BY DINA AWERBUCH
As part of a multi-year commitment to studying National Human Rights Institutions (NHRIs), Harvard Law School’s Human Rights Program invited Morten Kjaerum, Executive Director of the Danish Institute for Human Rights, to speak at the law school last Friday. The Director of the Human Rights Program, Professor Ryan Goodman, gave a brief background to NHRIs. Kjaerum – who is also Special Coordinator of the Committee on the Elimination of Racial Discrimination and served as President of the International Coordination Committee (ICC) for NHRIs – discussed the relatively recent emergence of NHRIs, their proper role in international human rights mechanisms and domestic implementation, and their efficacy.
NHRIs are independent government bodies headed by multiple commissioners and tasked with the protection and promotion of human rights. In the roughly eighty to one hundred countries that currently have them, NHRIs engage in a variety of activities, including auditing legislation and setting standards for domestic implementation of human rights laws. The bodies are guided by the Paris Principles, drafted in 1991 and adopted by the U.N. General Assembly in 1993. These Principles clarify mandates and secure the independence of NHRIs.
Kjaerum began by emphasizing two major developments that have occurred in the past twenty years: a dramatic domestication of human rights, and increased interaction between human rights law at the international level and implementation at the domestic level. Together, Kjaerum said, these two elements have established a completely new human rights agenda, which has been illustrated through the interaction between NHRIs and existing human rights mechanisms.
The agenda change began with the collapse of the Soviet Union. Democratization in Eastern European countries in the early 1990s prompted national self-reflection in many countries, raising the question of how to incorporate the provisions of human rights conventions into domestic processes. Kjaerum mentioned the end of apartheid in South Africa as an example of the kind of obstacles newly democratic states faced. In 1994, with thousands of white lawyers who had been raised and trained under apartheid, how could South Africa best create a culture of human rights?
After the Paris Principles were adopted, in 1996 NHRIs were given permission to address the U.N. Commission on Human Rights about national mechanisms. However, the NHRIs faced the dilemma of having to choose between government seats or non-government seats before the Commission. In 1998, the Commission granted permission to NHRIs to have their own seats and identify themselves as independent institutions. NHRIs continued to campaign for greater involvement and influence over international mechanisms, until in 2005 the Commission drafted a resolution for the chair to develop mandates for NHRIs to participate in all aspects of international mechanisms. The NHRIs lost some ground, however, when later that year the Commission was dismantled and replaced by the Human Rights Council.

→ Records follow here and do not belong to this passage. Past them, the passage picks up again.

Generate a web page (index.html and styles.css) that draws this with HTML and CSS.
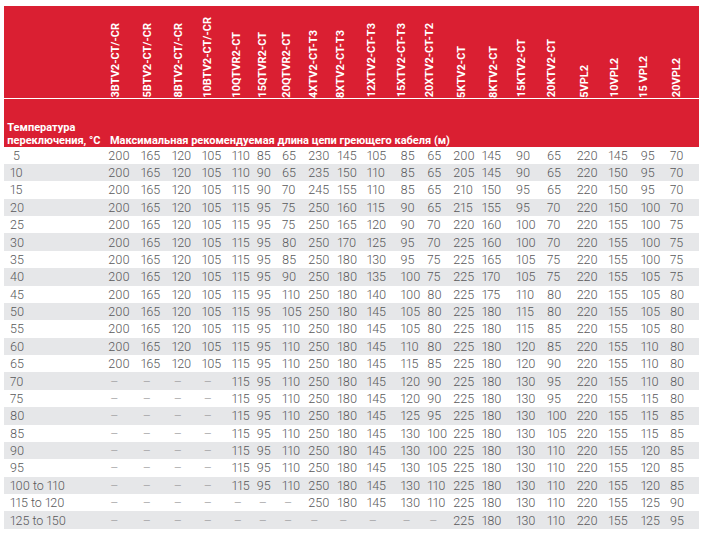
FILE: index.html
```html
<!DOCTYPE html>
<html lang="ru">
<head>
<meta charset="utf-8">
<title>Максимальная длина цепи</title>
<link rel="stylesheet" href="styles.css">
</head>
<body>
<table class="chart">
  <colgroup>
    <col class="c0"><col class="c1"><col class="c2"><col class="c3"><col class="c4"><col class="c5"><col class="c6"><col class="c7"><col class="c8"><col class="c9"><col class="c10"><col class="c11"><col class="c12"><col class="c13"><col class="c14"><col class="c15"><col class="c16"><col class="c17"><col class="c18"><col class="c19"><col class="c20">
  </colgroup>
  <thead>
    <tr class="models-row">
      <th colspan="21">
        <div class="models">
          <span class="m">3BTV2-CT/-CR</span>
          <span class="m">5BTV2-CT/-CR</span>
          <span class="m">8BTV2-CT/-CR</span>
          <span class="m">10BTV2-CT/-CR</span>
          <span class="m">10QTVR2-CT</span>
          <span class="m">15QTVR2-CT</span>
          <span class="m">20QTVR2-CT</span>
          <span class="m">4XTV2-CT-T3</span>
          <span class="m">8XTV2-CT-T3</span>
          <span class="m">12XTV2-CT-T3</span>
          <span class="m">15XTV2-CT-T3</span>
          <span class="m">20XTV2-CT-T2</span>
          <span class="m">5KTV2-CT</span>
          <span class="m">8KTV2-CT</span>
          <span class="m">15KTV2-CT</span>
          <span class="m">20KTV2-CT</span>
          <span class="m">5VPL2</span>
          <span class="m">10VPL2</span>
          <span class="m">15 VPL2</span>
          <span class="m">20VPL2</span>
        </div>
      </th>
    </tr>
    <tr class="caption-row">
      <th class="temp">Температура<br>переключения, °C</th>
      <th class="max" colspan="20">Максимальная рекомендуемая длина цепи греющего кабеля (м)</th>
    </tr>
  </thead>
  <tbody>
    <tr><td class="ind">5</td><td>200</td><td>165</td><td>120</td><td>105</td><td>110</td><td>85</td><td>65</td><td>230</td><td>145</td><td>105</td><td>85</td><td>65</td><td>200</td><td>145</td><td>90</td><td>65</td><td>220</td><td>145</td><td>95</td><td>70</td></tr>
    <tr><td>10</td><td>200</td><td>165</td><td>120</td><td>105</td><td>110</td><td>90</td><td>65</td><td>235</td><td>150</td><td>110</td><td>85</td><td>65</td><td>205</td><td>145</td><td>90</td><td>65</td><td>220</td><td>150</td><td>95</td><td>70</td></tr>
    <tr><td>15</td><td>200</td><td>165</td><td>120</td><td>105</td><td>115</td><td>90</td><td>70</td><td>245</td><td>155</td><td>110</td><td>85</td><td>65</td><td>210</td><td>150</td><td>95</td><td>65</td><td>220</td><td>150</td><td>95</td><td>70</td></tr>
    <tr><td>20</td><td>200</td><td>165</td><td>120</td><td>105</td><td>115</td><td>95</td><td>75</td><td>250</td><td>160</td><td>115</td><td>90</td><td>65</td><td>215</td><td>155</td><td>95</td><td>70</td><td>220</td><td>150</td><td>100</td><td>70</td></tr>
    <tr><td>25</td><td>200</td><td>165</td><td>120</td><td>105</td><td>115</td><td>95</td><td>75</td><td>250</td><td>165</td><td>120</td><td>90</td><td>70</td><td>220</td><td>160</td><td>100</td><td>70</td><td>220</td><td>155</td><td>100</td><td>75</td></tr>
    <tr><td>30</td><td>200</td><td>165</td><td>120</td><td>105</td><td>115</td><td>95</td><td>80</td><td>250</td><td>170</td><td>125</td><td>95</td><td>70</td><td>225</td><td>160</td><td>100</td><td>70</td><td>220</td><td>155</td><td>100</td><td>75</td></tr>
    <tr><td>35</td><td>200</td><td>165</td><td>120</td><td>105</td><td>115</td><td>95</td><td>85</td><td>250</td><td>180</td><td>130</td><td>95</td><td>75</td><td>225</td><td>165</td><td>105</td><td>75</td><td>220</td><td>155</td><td>100</td><td>75</td></tr>
    <tr><td>40</td><td>200</td><td>165</td><td>120</td><td>105</td><td>115</td><td>95</td><td>90</td><td>250</td><td>180</td><td>135</td><td>100</td><td>75</td><td>225</td><td>170</td><td>105</td><td>75</td><td>220</td><td>155</td><td>105</td><td>75</td></tr>
    <tr><td>45</td><td>200</td><td>165</td><td>120</td><td>105</td><td>115</td><td>95</td><td>110</td><td>250</td><td>180</td><td>140</td><td>100</td><td>80</td><td>225</td><td>175</td><td>110</td><td>80</td><td>220</td><td>155</td><td>105</td><td>80</td></tr>
    <tr><td>50</td><td>200</td><td>165</td><td>120</td><td>105</td><td>115</td><td>95</td><td>105</td><td>250</td><td>180</td><td>145</td><td>105</td><td>80</td><td>225</td><td>180</td><td>115</td><td>80</td><td>220</td><td>155</td><td>105</td><td>80</td></tr>
    <tr><td>55</td><td>200</td><td>165</td><td>120</td><td>105</td><td>115</td><td>95</td><td>110</td><td>250</td><td>180</td><td>145</td><td>105</td><td>80</td><td>225</td><td>180</td><td>115</td><td>85</td><td>220</td><td>155</td><td>105</td><td>80</td></tr>
    <tr><td>60</td><td>200</td><td>165</td><td>120</td><td>105</td><td>115</td><td>95</td><td>110</td><td>250</td><td>180</td><td>145</td><td>110</td><td>80</td><td>225</td><td>180</td><td>120</td><td>85</td><td>220</td><td>155</td><td>110</td><td>80</td></tr>
    <tr><td>65</td><td>200</td><td>165</td><td>120</td><td>105</td><td>115</td><td>95</td><td>110</td><td>250</td><td>180</td><td>145</td><td>115</td><td>85</td><td>225</td><td>180</td><td>120</td><td>90</td><td>220</td><td>155</td><td>110</td><td>80</td></tr>
    <tr><td>70</td><td class="dash">–</td><td class="dash">–</td><td class="dash">–</td><td class="dash">–</td><td>115</td><td>95</td><td>110</td><td>250</td><td>180</td><td>145</td><td>120</td><td>90</td><td>225</td><td>180</td><td>130</td><td>95</td><td>220</td><td>155</td><td>110</td><td>80</td></tr>
    <tr><td>75</td><td class="dash">–</td><td class="dash">–</td><td class="dash">–</td><td class="dash">–</td><td>115</td><td>95</td><td>110</td><td>250</td><td>180</td><td>145</td><td>120</td><td>90</td><td>225</td><td>180</td><td>130</td><td>95</td><td>220</td><td>155</td><td>115</td><td>80</td></tr>
    <tr><td>80</td><td class="dash">–</td><td class="dash">–</td><td class="dash">–</td><td class="dash">–</td><td>115</td><td>95</td><td>110</td><td>250</td><td>180</td><td>145</td><td>125</td><td>95</td><td>225</td><td>180</td><td>130</td><td>100</td><td>220</td><td>155</td><td>115</td><td>85</td></tr>
    <tr><td>85</td><td class="dash">–</td><td class="dash">–</td><td class="dash">–</td><td class="dash">–</td><td>115</td><td>95</td><td>110</td><td>250</td><td>180</td><td>145</td><td>130</td><td>100</td><td>225</td><td>180</td><td>130</td><td>105</td><td>220</td><td>155</td><td>115</td><td>85</td></tr>
    <tr><td>90</td><td class="dash">–</td><td class="dash">–</td><td class="dash">–</td><td class="dash">–</td><td>115</td><td>95</td><td>110</td><td>250</td><td>180</td><td>145</td><td>130</td><td>100</td><td>225</td><td>180</td><td>130</td><td>110</td><td>220</td><td>155</td><td>120</td><td>85</td></tr>
    <tr><td>95</td><td class="dash">–</td><td class="dash">–</td><td class="dash">–</td><td class="dash">–</td><td>115</td><td>95</td><td>110</td><td>250</td><td>180</td><td>145</td><td>130</td><td>105</td><td>225</td><td>180</td><td>130</td><td>110</td><td>220</td><td>155</td><td>120</td><td>85</td></tr>
    <tr><td>100 to 110</td><td class="dash">–</td><td class="dash">–</td><td class="dash">–</td><td class="dash">–</td><td>115</td><td>95</td><td>110</td><td>250</td><td>180</td><td>145</td><td>130</td><td>110</td><td>225</td><td>180</td><td>130</td><td>110</td><td>220</td><td>155</td><td>120</td><td>85</td></tr>
    <tr><td>115 to 120</td><td class="dash">–</td><td class="dash">–</td><td class="dash">–</td><td class="dash">–</td><td class="dash">–</td><td class="dash">–</td><td class="dash">–</td><td>250</td><td>180</td><td>145</td><td>130</td><td>110</td><td>225</td><td>180</td><td>130</td><td>110</td><td>220</td><td>155</td><td>125</td><td>90</td></tr>
    <tr><td>125 to 150</td><td class="dash">–</td><td class="dash">–</td><td class="dash">–</td><td class="dash">–</td><td class="dash">–</td><td class="dash">–</td><td class="dash">–</td><td class="dash">–</td><td class="dash">–</td><td class="dash">–</td><td class="dash">–</td><td class="dash">–</td><td>225</td><td>180</td><td>130</td><td>110</td><td>220</td><td>155</td><td>125</td><td>95</td></tr>
  </tbody>
</table>
</body>
</html>
```

FILE: styles.css
```css
* {
  box-sizing: border-box;
}

body {
  margin: 0;
  padding: 6px 4px 0;
  background: #ffffff;
  font-family: Roboto, "Liberation Sans", sans-serif;
}

.chart {
  width: 695px;
  table-layout: fixed;
  border-collapse: collapse;
  border-spacing: 0;
}

.c0 { width: 104.3px; }
.c1 { width: 32.4px; }
.c2 { width: 31px; }
.c3 { width: 30px; }
.c4 { width: 30px; }
.c5 { width: 25px; }
.c6 { width: 25.3px; }
.c7 { width: 26.3px; }
.c8 { width: 29px; }
.c9 { width: 29.4px; }
.c10 { width: 33.8px; }
.c11 { width: 26.8px; }
.c12 { width: 26px; }
.c13 { width: 28.4px; }
.c14 { width: 34.3px; }
.c15 { width: 31px; }
.c16 { width: 29.7px; }
.c17 { width: 31.6px; }
.c18 { width: 32.4px; }
.c19 { width: 29.3px; }
.c20 { width: 29px; }

.chart thead th {
  background: #da1f32;
  color: #ffffff;
  font-weight: 700;
  padding: 0;
  text-align: left;
}

.models-row th {
  height: 92px;
  vertical-align: bottom;
  border-bottom: 1px solid #ffffff;
  padding-bottom: 3px;
}

.models {
  display: grid;
  grid-template-columns: 96px 31px 32px 31.4px 26.8px 31px 21.6px 26.4px 27px 27.6px 33.8px 26.2px 30.4px 33px 30.2px 26.6px 33.4px 33.2px 26.8px 29.8px 37px;
  align-items: end;
}

.models .m {
  justify-self: center;
  writing-mode: vertical-rl;
  transform: rotate(180deg);
  font-size: 11px;
  line-height: 11px;
  white-space: nowrap;
}

.models .m:first-child {
  grid-column-start: 2;
}

.caption-row th {
  height: 48.5px;
  vertical-align: bottom;
  font-size: 11px;
  line-height: 13px;
  padding-bottom: 3.5px;
  white-space: nowrap;
}

.caption-row .temp {
  padding-left: 3.3px;
}

.caption-row .max {
  padding-left: 1.7px;
}

.chart tbody td {
  height: 17.39px;
  padding: 0;
  font-size: 12.5px;
  font-weight: 300;
  font-variant-numeric: proportional-nums;
  line-height: 17px;
  color: #58585a;
  white-space: nowrap;
  vertical-align: middle;
}

.chart tbody tr:nth-child(even) {
  background: #e6e7e9;
}

.chart tbody td:first-child {
  padding-left: 6px;
}

.chart tbody td.ind {
  padding-left: 9px;
}

.chart tbody td.dash {
  color: #9b9b9d;
  padding-left: 2px;
}
```
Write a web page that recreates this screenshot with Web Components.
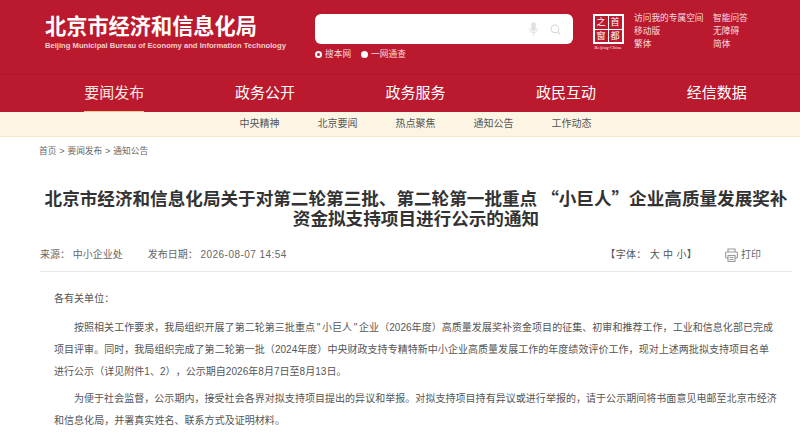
<!DOCTYPE html>
<html lang="zh-CN"><head><meta charset="utf-8"><title>通知</title>
<style>
html,body{margin:0;padding:0;background:#fff;height:440px;overflow:hidden}
body{font-family:"Liberation Sans","Noto Sans CJK SC",sans-serif}
</style></head><body>
<site-header></site-header>
<main-nav></main-nav>
<sub-nav></sub-nav>
<bread-crumb></bread-crumb>
<article-view></article-view>
<script>
function def(name,html){customElements.define(name,class extends HTMLElement{constructor(){super();this.attachShadow({mode:'open'}).innerHTML=html}})}
def('site-header',`<style>
:host{display:flex;height:74px;background:#bb1a2e;box-sizing:border-box;padding:14px 0 0 45px;color:#fff}
.brand{width:270px;margin-top:-1px}
h1{margin:0;font:bold 21.2px/24px "Noto Sans CJK SC",sans-serif;letter-spacing:0;color:#fff}
.en{margin-top:3px;font:bold 7.63px/11px "Liberation Sans",sans-serif;color:#f3cdd1;white-space:nowrap}
.search{width:258px;margin-right:18px}
.box{height:30px;border-radius:6px;background:#fff;display:flex;align-items:center;justify-content:flex-end;gap:12px;padding-right:12px}
.opts{display:flex;gap:10px;margin-top:5px;font-size:8.7px;line-height:11px;color:#f6d9dc}
.opts span{display:flex;align-items:center;gap:3px}
i{width:7px;height:7px;border-radius:50%;background:#fff;box-sizing:border-box;display:block}
i.on{background:#bb1a2e;border:2px solid #fff}
.logo{width:34px;margin-right:9px;display:flex;flex-direction:column;align-items:center}
.sq{width:31px;height:30px;box-sizing:border-box;border:2px solid #fff;display:grid;grid-template-columns:1fr 1fr;grid-template-rows:1fr 1fr;gap:1px;background:#fff}
.sq b{background:#bb1a2e;font:400 9px/12px "Noto Sans CJK SC",sans-serif;text-align:center;color:#fff;overflow:hidden}
.cap{font:4.2px/5px "Liberation Serif",serif;letter-spacing:.25px;color:#fff;white-space:nowrap;margin-top:1px}
.links{display:grid;grid-template-columns:79px auto;grid-auto-rows:13px;font-size:8.7px;line-height:13px;color:#f8dfe1;white-space:nowrap;margin-top:-2px}
</style>
<div class="brand"><h1>北京市经济和信息化局</h1><div class="en">Beijing Municipal Bureau of Economy and Information Technology</div></div>
<div class="search"><div class="box">
<svg width="9" height="14" viewBox="0 0 10 15"><rect x="2.500" y="0" width="5" height="10" rx="2.500" fill="#e0e0e0"/><path d="M1 6v1.500a4 4 0 0 0 8 0V6M5 11.500V15" fill="none" stroke="#e4e4e4" stroke-width="1.200"/></svg>
<svg width="11" height="11" viewBox="0 0 13 13"><circle cx="5.800" cy="5.800" r="4.500" fill="none" stroke="#d6d6d6" stroke-width="1.200"/><path d="M9.200 9.200l3 3" stroke="#d6d6d6" stroke-width="1.300"/></svg>
</div><div class="opts"><span><i class="on"></i>搜本网</span><span><i></i>一网通查</span></div></div>
<div class="logo"><div class="sq"><b>之</b><b>首</b><b>窗</b><b>都</b></div><div class="cap">Beijing-China</div></div>
<div class="links"><span>访问我的专属空间</span><span>智能问答</span><span>移动版</span><span>无障碍</span><span>繁体</span><span>简体</span></div>`);
def('main-nav',`<style>
:host{display:flex;height:38px;background:#bb1a2e;border-top:1px solid #a81628;box-sizing:border-box;padding:0 8px 0 39px}
a{flex:1;display:flex;justify-content:center;color:#fff;font-size:15px;line-height:35px;height:37px}
span{display:block;height:37px;box-sizing:border-box}
.on span{border-bottom:1px solid #f7c98f;color:#fbe6e0}
</style><a class="on"><span>要闻发布</span></a><a><span>政务公开</span></a><a><span>政务服务</span></a><a><span>政民互动</span></a><a><span>经信数据</span></a>`);
def('sub-nav',`<style>
:host{display:flex;justify-content:center;gap:38px;height:25px;background:#fdf5e3;border-bottom:1px solid #f6e5c6;box-sizing:border-box;font-size:10px;line-height:24px;color:#555;padding-left:31px}
</style><span>中央精神</span><span>北京要闻</span><span>热点聚焦</span><span>通知公告</span><span>工作动态</span>`);
def('bread-crumb',`<style>
:host{display:block;padding:8px 0 0 39px;height:31px;box-sizing:border-box;font-size:8.7px;line-height:13px;color:#666;word-spacing:.6px}
</style>首页 &gt; 要闻发布 &gt; 通知公告`);
def('article-view',`<style>
:host{display:block;margin-left:40px;width:752px}
h2{margin:0;padding-top:20px;font:bold 17.6px/20px "Noto Sans CJK SC",sans-serif;color:#333;text-align:center}
.meta{display:flex;align-items:center;height:24px;margin-top:15px;padding-bottom:4px;border-bottom:1px solid #e8e8e8;font-size:10px;line-height:24px;color:#666}
.meta .d{margin-left:25px}
.meta .d b{font-weight:400;letter-spacing:.45px}
.meta .gap{flex:1}
.fs{color:#555;letter-spacing:.3px}
.pr{display:flex;align-items:center;gap:3px;margin:0 31px 0 28px;color:#666}
.body{padding:16px 14px 0 14px;font-size:10px;line-height:22px;color:#555;letter-spacing:.04px;text-spacing-trim:space-all}
p{margin:0 0 5px}
p:first-child{margin-bottom:7px}
p.i{text-indent:20px}
</style>
<h2>北京市经济和信息化局关于对第二轮第三批、第二轮第一批重点 “小巨人”企业高质量发展奖补资金拟支持项目进行公示的通知</h2>
<div class="meta"><span>来源： 中小企业处</span><span class="d">发布日期： <b>2026-08-07 14:54</b></span><span class="gap"></span><span class="fs">【字体： 大 中 小】</span><span class="pr"><svg width="13" height="14" viewBox="0 0 13 14" fill="none" stroke="#999" stroke-width="1.100"><path d="M3 4V1h7v3M3 10H1.500A1 1 0 0 1 .6 9V5a1 1 0 0 1 1-1h9.800a1 1 0 0 1 1 1v4a1 1 0 0 1-1 1H10"/><rect x="3" y="7.500" width="7" height="6"/><path d="M4.500 9.500h4M4.500 11.500h4"/></svg>打印</span></div>
<div class="body"><p>各有关单位：</p>
<p class="i">按照相关工作要求，我局组织开展了第二轮第三批重点&#8198;"&#8198;小巨人&#8198;"&#8198;企业（2026年度）高质量发展奖补资金项目的征集、初审和推荐工作，工业和信息化部已完成项目评审。同时，我局组织完成了第二轮第一批（2024年度）中央财政支持专精特新中小企业高质量发展工作的年度绩效评价工作，现对上述两批拟支持项目名单进行公示（详见附件1、2），公示期自2026年8月7日至8月13日。</p>
<p class="i">为便于社会监督，公示期内，接受社会各界对拟支持项目提出的异议和举报。对拟支持项目持有异议或进行举报的，请于公示期间将书面意见电邮至北京市经济和信息化局，并署真实姓名、联系方式及证明材料。</p></div>`);
</script></body></html>
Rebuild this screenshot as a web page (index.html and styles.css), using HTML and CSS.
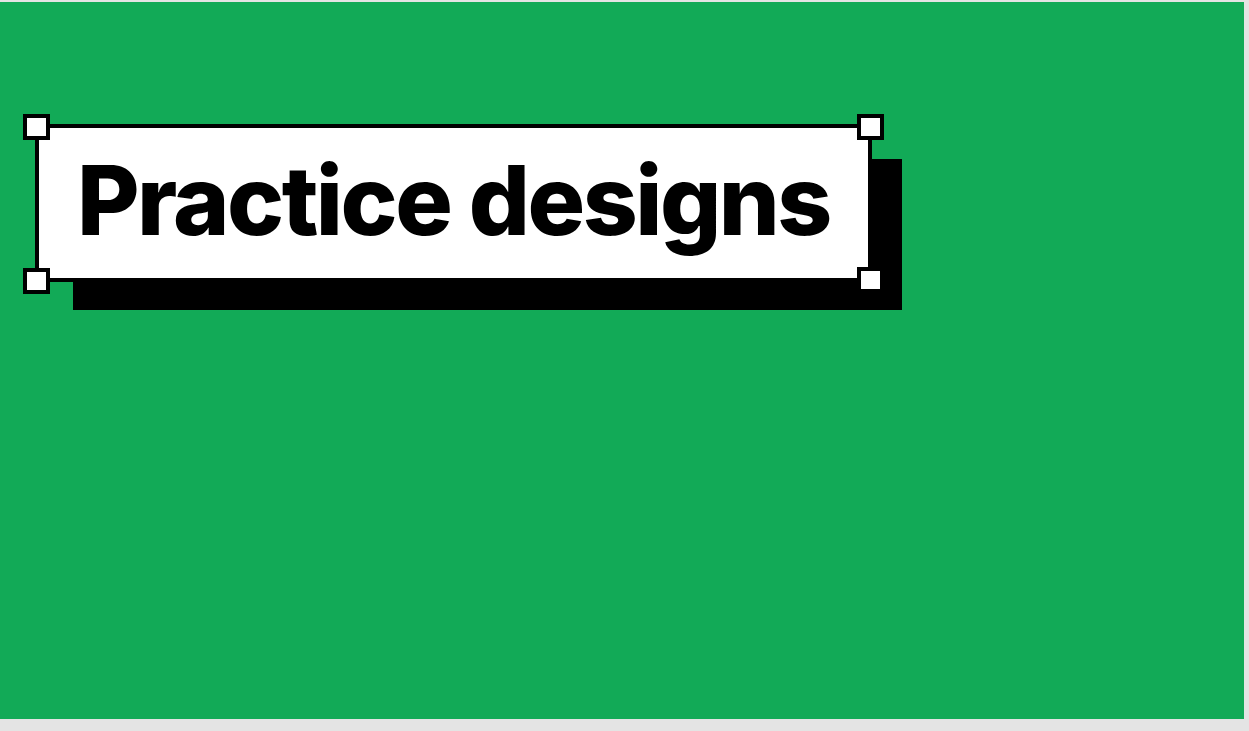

NHRIs continued to evolve, developing a unique accreditation system through the International Coordinating Committee of National Institutes for the Promotion and Protection of Human Rights (ICC), that allowed them to de-accredit institutions that do not perform well (a power that Kjaerum said was mostly used as a threat to heads of states). NHRIs developed a network to exercise formal and informal control mechanisms.
Last year, these developments were brought forward to the new Human Rights Council and negotiations began on the role that NHRIs should play. On June 18, 2007, the Council adopted a resolution on institution building that established a new complaint procedure.
Kjaerum said that NHRIs were satisfied with the resolution, as it allows for active participation of NHRIs, including nominating individuals to special procedures and other bodies. According to Kjaerum, this puts the institutions on much firmer ground.
The resolution also gave NHRIs a role in the new Universal Periodic Review mechanism that the Council established. Kjaerum said that NHRIs will be active partners in the process, with their special understanding of concerns on the ground. The NHRIs can both evaluate governmental reports, and expose biased procedures in the Human Rights Council.
NHRIs can also be focal points for assisting governments and applying pressure in the implementation of recommendations. Thus, the NHRIs serve as a link between the Council and the domestic process. Kjaerum noted that from his experience when he began serving on the Committee on the Elimination of Racial Discrimination in 2002, he learned that treaty bodies at the time gave very broad and vague recommendations.
Now, recommendations have become much more detailed, and NHRI participation in a treaty body’s examination can help create a sense of ownership of the recommendations. Kjaerum clarified, however, that while in some countries the NHRI is perceived as the appropriate body to perform reporting duties, in fact the proper role for an NHRI is only to provide supplementary information.
Kjaerum concluded by asking whether the NHRIs actually have any impact. He acknowledged that indicators on human rights development are very weak, and NHRIs still have to learn what interventions work.
However, “something has really worked globally,” Kjaerum said. “You have to ask yourself: would I rather live here today than 20 years ago?” Kjaerum said that while there are some exceptions, in most places you would answer “yes.” While there is still a lot of work, Kjaerum said that domestication of human rights has a new forceful agenda that will move us forward even more.